Later in the game, in a similar situation, Mudiay saw the closeout was tighter, faked Kris Dunn to get him off balance, attacked the rim, side-stepping past a defender and got a wide-open finger roll. It's a basket he might not get as easily if he doesn't knock down that first jumper from nearly the same location on the court.

I'm not certain what to expect from Mudiay next season, in terms of the percentages he can put up. He shot 39 percent on field goals in the second half of the season, and it would be great for him and the Nuggets if that figure was closer to 45 percent. It seems a little preposterous to expect him to shoot 50 percent, a mark obtainable by legendary guards. A successful season, a grade A year, would have a slash line of 43/36/80 (fg, 3p, ft).

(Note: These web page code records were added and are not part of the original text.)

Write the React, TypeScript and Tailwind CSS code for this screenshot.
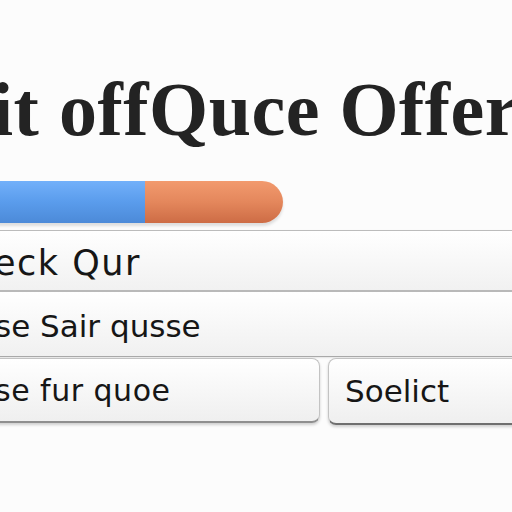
import React from 'react';

// --- QUOTE OFFER PANEL ---

function ProgressBar() {
  return (
    <div className="relative -ml-6 w-[307px] h-[42px] flex rounded-r-full overflow-hidden shadow-[0_3px_3px_rgba(0,0,0,0.12)]">
      <div className="w-[169px] h-full bg-gradient-to-b from-[#72b0fa] via-[#5a9cec] to-[#4c8ad8]" />
      <div className="flex-1 h-full bg-gradient-to-b from-[#f29a6e] via-[#e4875c] to-[#cd6c45]" />
    </div>
  );
}

function App() {
  const sans = { fontFamily: '"DejaVu Sans", Verdana, sans-serif' };

  return (
    <div className="w-[512px] h-[512px] overflow-hidden bg-[#fcfcfc] text-[#161616]">
      <h1
        className="mt-[71px] -ml-[8px] whitespace-nowrap text-[76px] leading-none font-bold tracking-[0.5px] text-[#232323]"
        style={{ fontFamily: '"Liberation Serif", "Times New Roman", serif' }}
      >
        it offQuce Offer
      </h1>

      <div className="mt-[34px]">
        <ProgressBar />
      </div>

      <div className="mt-[7px] -ml-4 -mr-4" style={sans}>
        <div className="rounded-md border border-[#bcbcbc] border-b-[#a9a9a9] shadow-[0_1px_2px_rgba(0,0,0,0.1)] overflow-hidden">
          <div className="h-[61px] flex items-center pl-[9px] border-b-2 border-[#b9b9b9] bg-gradient-to-b from-white to-[#f1f1f1]">
            <span className="text-[35px] tracking-[1.5px] pt-[6px]">eck Qur</span>
          </div>
          <div className="h-[64px] flex items-center pl-[10px] bg-gradient-to-b from-white to-[#f0f0f0]">
            <span className="text-[31px] pt-[4px]">se Sair qusse</span>
          </div>
        </div>

        <div className="flex gap-[8px] mt-[1px]">
          <div className="w-[336px] h-[65px] flex items-center pl-[10px] rounded-lg border border-[#c3c3c3] border-b-2 border-b-[#8f8f8f] bg-gradient-to-b from-white to-[#efefef] shadow-[0_2px_3px_rgba(0,0,0,0.18)]">
            <span className="text-[30px] tracking-[0.5px]">se fur quoe</span>
          </div>
          <div className="flex-1 h-[67px] flex items-center pl-[16px] rounded-lg border border-[#c3c3c3] border-b-2 border-b-[#6f6f6f] bg-gradient-to-b from-white to-[#efefef] shadow-[0_2px_3px_rgba(0,0,0,0.18)]">
            <span className="text-[31px]">Soelict</span>
          </div>
        </div>
      </div>
    </div>
  );
}

export default App;
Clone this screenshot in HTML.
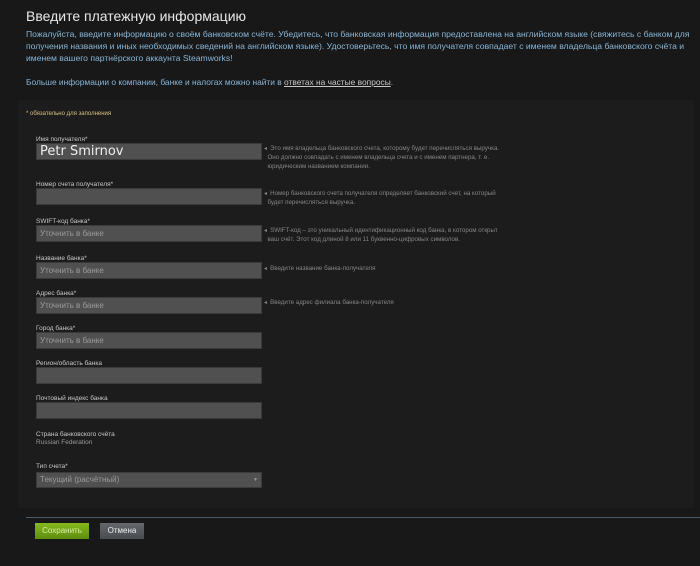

Those would be percentages that make him a respectable shooting threat, a trusty free-throw shooter, and a touch below average shooter overall. Those are close to the numbers Mike Conley has put up over his career, and he is a very good point guard to be compared to.

The Nuggets found a great individual in the 2015 draft to be their franchise point guard. He has great character, a great work ethic, and has the personality to be a great leader for the team. It's nice to see that his game is starting to round into form as well. May there be plenty more of these kind of plays in the future.